╭─ RECORDS TO USE

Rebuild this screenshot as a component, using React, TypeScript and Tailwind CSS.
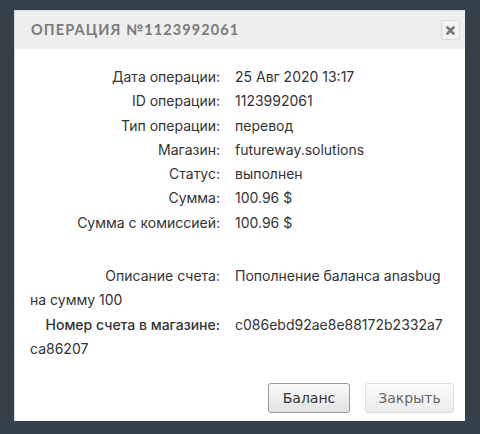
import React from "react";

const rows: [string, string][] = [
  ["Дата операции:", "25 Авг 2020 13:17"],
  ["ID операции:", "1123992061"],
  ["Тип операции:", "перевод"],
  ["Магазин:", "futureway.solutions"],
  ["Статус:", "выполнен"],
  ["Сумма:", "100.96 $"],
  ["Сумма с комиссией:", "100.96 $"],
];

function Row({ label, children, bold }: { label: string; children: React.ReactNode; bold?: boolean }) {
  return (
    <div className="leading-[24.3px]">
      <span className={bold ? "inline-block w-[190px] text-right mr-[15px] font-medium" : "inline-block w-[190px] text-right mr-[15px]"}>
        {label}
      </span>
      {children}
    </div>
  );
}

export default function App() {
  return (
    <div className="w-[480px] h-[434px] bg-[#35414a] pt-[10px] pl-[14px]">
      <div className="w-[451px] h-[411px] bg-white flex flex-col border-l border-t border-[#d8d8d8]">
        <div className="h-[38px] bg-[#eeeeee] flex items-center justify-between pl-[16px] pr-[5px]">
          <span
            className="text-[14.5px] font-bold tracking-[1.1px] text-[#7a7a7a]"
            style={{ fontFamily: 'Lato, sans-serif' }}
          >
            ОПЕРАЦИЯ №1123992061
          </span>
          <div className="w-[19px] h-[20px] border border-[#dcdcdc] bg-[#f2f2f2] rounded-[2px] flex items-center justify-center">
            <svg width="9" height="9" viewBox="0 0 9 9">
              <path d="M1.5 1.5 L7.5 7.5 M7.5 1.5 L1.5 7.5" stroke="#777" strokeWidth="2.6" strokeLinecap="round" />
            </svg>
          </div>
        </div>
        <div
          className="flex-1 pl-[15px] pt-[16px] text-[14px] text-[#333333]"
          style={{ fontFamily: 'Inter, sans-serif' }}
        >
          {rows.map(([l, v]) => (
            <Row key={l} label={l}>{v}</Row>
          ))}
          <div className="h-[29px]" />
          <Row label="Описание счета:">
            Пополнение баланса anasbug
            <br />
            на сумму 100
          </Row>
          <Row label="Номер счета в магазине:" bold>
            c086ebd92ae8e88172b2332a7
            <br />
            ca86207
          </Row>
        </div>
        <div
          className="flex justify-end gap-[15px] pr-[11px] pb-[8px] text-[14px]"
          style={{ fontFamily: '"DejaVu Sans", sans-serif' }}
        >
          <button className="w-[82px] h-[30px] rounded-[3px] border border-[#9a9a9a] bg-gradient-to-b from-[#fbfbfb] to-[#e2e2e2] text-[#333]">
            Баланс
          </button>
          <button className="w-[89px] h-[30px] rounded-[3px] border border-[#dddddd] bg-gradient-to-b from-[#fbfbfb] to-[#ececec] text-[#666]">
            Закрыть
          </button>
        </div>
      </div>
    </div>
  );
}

╰─
╭─ RECORDS TO USE

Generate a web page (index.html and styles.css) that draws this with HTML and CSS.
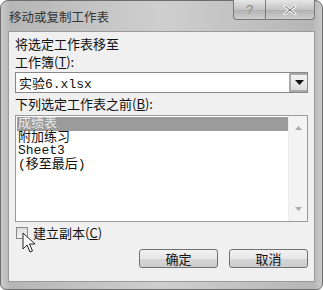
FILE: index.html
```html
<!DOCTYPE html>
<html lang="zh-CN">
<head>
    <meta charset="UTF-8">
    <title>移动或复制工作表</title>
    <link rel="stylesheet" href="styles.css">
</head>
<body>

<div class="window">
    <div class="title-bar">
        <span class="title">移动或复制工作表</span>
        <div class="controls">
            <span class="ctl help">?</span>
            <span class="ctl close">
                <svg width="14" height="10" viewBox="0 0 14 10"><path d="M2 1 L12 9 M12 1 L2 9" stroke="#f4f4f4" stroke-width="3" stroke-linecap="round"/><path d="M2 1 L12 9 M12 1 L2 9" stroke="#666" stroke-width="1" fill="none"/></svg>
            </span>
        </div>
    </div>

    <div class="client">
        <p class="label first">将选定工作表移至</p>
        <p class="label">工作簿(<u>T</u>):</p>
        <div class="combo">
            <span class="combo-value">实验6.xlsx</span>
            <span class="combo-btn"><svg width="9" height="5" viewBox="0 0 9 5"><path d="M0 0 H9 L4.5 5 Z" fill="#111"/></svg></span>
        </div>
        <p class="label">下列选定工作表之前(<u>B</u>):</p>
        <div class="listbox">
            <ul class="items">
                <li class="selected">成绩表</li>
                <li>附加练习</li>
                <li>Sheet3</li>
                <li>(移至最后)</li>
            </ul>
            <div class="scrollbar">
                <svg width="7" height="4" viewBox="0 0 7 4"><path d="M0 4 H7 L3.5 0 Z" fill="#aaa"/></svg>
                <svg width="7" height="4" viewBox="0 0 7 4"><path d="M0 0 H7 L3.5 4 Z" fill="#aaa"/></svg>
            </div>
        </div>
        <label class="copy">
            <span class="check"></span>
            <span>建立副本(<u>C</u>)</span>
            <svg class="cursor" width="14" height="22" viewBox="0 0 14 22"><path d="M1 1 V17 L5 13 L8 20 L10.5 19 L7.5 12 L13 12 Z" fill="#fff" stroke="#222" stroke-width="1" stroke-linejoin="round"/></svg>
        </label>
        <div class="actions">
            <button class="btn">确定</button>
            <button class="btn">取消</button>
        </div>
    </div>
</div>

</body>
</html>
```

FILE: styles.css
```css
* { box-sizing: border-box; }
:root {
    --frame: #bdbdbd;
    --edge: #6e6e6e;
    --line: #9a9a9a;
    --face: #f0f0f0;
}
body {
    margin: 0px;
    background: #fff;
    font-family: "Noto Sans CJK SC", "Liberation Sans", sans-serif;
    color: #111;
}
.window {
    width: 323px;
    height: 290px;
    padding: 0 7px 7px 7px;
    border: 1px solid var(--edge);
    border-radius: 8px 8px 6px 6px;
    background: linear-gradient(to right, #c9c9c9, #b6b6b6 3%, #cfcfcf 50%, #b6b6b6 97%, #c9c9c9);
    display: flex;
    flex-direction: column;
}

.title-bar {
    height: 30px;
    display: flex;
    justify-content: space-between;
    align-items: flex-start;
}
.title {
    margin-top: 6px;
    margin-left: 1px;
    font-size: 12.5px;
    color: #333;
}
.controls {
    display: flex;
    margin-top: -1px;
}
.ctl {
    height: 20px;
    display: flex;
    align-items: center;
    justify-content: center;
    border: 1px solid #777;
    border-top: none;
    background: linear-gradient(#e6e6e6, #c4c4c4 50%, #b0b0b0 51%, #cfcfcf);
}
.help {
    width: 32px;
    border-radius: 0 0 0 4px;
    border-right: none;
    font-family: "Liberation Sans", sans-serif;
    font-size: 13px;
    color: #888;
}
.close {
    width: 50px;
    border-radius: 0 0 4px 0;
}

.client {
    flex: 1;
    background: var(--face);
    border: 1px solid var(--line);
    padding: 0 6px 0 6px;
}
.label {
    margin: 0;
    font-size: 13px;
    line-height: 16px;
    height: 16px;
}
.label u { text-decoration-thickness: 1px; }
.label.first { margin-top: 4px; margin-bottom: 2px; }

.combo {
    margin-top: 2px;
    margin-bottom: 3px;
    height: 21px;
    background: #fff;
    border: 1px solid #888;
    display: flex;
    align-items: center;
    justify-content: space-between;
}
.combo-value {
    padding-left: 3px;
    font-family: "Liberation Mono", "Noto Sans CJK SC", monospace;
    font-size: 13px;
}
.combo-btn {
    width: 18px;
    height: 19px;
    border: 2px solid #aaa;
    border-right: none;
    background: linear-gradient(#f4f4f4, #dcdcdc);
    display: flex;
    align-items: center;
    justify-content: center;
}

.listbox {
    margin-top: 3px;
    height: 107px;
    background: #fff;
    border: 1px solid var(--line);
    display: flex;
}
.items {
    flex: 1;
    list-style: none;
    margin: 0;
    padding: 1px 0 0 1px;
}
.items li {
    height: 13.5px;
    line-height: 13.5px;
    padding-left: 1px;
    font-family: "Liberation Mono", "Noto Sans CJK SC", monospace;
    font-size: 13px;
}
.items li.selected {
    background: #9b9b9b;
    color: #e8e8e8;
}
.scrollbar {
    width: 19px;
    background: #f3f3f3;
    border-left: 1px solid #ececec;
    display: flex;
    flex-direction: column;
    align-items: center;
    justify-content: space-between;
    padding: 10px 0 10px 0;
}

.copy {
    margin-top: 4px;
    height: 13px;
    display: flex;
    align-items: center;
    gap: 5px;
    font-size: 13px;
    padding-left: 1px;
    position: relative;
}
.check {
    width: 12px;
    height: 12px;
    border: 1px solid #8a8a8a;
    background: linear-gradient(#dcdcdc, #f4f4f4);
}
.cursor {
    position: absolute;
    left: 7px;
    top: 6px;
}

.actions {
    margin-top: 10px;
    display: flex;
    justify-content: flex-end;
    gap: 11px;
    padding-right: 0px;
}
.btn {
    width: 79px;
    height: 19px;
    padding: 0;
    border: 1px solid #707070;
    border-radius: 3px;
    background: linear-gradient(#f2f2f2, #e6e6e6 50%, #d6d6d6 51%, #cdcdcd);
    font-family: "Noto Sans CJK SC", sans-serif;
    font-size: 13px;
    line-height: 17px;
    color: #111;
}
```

╰─
╭─ RECORDS TO USE

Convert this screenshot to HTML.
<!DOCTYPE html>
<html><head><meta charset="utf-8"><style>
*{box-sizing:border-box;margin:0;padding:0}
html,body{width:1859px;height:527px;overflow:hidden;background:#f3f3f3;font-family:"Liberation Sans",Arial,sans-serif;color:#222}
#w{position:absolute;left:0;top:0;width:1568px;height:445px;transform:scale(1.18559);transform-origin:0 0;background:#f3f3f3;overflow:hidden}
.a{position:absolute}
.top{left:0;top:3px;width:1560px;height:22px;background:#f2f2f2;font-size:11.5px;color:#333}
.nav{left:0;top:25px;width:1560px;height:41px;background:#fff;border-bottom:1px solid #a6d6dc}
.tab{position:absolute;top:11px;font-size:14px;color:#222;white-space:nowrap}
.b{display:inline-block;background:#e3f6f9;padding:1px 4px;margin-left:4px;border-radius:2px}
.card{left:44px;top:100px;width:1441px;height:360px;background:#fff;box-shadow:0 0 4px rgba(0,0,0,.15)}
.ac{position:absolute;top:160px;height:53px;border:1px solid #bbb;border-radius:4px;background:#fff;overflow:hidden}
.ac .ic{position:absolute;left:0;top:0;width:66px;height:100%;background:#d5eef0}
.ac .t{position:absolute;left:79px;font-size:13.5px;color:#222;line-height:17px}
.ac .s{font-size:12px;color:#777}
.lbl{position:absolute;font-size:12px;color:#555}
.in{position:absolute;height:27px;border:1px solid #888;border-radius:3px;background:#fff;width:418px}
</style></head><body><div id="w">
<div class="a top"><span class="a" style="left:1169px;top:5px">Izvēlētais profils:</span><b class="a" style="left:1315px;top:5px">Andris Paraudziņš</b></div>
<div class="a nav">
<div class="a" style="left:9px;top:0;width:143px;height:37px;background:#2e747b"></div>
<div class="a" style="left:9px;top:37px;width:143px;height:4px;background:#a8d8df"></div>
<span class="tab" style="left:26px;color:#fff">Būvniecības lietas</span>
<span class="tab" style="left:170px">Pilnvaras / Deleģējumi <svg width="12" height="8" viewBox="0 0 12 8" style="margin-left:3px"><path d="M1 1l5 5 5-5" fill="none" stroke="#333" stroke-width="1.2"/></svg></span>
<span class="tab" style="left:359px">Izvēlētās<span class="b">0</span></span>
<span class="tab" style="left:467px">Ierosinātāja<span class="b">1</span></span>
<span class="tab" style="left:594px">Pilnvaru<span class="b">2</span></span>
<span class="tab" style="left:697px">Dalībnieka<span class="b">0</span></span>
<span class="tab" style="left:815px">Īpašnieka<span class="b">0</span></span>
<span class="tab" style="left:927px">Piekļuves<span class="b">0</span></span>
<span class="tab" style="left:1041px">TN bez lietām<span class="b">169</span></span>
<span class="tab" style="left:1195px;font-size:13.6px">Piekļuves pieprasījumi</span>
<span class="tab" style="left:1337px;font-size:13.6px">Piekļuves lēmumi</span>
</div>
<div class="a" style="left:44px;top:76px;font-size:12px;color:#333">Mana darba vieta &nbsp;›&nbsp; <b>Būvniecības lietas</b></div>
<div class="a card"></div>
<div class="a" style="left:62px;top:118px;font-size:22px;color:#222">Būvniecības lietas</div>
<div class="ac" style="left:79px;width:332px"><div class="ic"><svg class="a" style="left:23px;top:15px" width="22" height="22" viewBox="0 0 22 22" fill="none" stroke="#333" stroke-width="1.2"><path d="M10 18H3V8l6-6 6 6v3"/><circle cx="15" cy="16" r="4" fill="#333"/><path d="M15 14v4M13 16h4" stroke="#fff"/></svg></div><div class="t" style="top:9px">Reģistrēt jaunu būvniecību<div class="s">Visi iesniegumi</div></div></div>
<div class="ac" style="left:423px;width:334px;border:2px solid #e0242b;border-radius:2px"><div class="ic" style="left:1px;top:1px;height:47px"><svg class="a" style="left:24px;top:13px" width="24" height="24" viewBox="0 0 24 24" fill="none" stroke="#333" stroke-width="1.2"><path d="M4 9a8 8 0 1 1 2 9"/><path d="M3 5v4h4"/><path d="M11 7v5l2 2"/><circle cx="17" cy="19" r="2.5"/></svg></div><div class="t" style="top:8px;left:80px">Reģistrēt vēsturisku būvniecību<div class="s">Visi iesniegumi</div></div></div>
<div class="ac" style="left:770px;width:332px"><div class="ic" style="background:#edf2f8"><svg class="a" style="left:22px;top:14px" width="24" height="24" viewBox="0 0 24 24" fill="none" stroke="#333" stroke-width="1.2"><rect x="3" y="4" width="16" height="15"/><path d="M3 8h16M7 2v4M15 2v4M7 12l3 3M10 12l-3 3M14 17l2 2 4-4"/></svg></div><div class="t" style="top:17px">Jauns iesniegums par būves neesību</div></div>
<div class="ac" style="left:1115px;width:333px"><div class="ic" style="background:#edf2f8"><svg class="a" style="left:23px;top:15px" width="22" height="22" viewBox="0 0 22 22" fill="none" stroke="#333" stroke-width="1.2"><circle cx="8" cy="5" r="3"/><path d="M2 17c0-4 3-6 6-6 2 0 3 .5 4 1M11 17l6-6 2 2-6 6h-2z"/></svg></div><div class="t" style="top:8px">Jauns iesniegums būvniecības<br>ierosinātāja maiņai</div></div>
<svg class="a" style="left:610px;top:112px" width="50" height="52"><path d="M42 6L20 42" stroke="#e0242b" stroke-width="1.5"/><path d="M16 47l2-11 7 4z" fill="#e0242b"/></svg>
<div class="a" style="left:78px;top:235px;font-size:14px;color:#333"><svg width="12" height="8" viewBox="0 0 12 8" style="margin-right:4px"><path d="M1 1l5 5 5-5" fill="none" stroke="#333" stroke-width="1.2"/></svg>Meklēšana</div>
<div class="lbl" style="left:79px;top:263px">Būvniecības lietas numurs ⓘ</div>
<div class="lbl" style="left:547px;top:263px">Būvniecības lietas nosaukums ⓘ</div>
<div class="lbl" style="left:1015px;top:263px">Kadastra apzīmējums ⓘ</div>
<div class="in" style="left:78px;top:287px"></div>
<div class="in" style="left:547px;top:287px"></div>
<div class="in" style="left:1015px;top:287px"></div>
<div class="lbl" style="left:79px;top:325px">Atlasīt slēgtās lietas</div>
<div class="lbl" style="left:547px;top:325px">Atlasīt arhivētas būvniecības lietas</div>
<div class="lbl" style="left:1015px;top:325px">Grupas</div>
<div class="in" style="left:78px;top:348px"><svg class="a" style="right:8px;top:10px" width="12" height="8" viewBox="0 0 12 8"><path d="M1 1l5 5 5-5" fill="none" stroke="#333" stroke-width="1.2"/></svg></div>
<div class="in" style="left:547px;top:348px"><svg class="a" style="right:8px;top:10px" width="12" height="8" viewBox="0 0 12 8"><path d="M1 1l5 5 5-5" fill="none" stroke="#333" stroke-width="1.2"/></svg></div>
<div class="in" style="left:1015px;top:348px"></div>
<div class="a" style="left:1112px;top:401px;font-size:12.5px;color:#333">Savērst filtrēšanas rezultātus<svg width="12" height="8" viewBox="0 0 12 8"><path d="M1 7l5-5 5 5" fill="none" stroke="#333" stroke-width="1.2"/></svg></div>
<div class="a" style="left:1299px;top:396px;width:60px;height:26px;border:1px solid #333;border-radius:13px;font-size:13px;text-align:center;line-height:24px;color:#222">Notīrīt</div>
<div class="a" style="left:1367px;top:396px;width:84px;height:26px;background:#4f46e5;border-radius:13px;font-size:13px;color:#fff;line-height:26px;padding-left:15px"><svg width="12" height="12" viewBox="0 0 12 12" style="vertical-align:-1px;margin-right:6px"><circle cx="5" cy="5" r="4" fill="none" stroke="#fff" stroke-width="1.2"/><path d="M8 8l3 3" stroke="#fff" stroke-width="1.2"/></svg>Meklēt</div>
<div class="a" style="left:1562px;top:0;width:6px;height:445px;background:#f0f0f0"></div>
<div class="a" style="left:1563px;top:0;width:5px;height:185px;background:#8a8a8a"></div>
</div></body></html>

╰─

> [TASK INSTRUCTIONS]
Using the data above, set down each line from the line with "Rebuild this screenshot" to the line with "import React from" exactly, both ends included, and leave the pictures behind. Nothing else belongs.

> [RESPONSE TO THE EXERCISE]
Rebuild this screenshot as a component, using React, TypeScript and Tailwind CSS.
import React from "react";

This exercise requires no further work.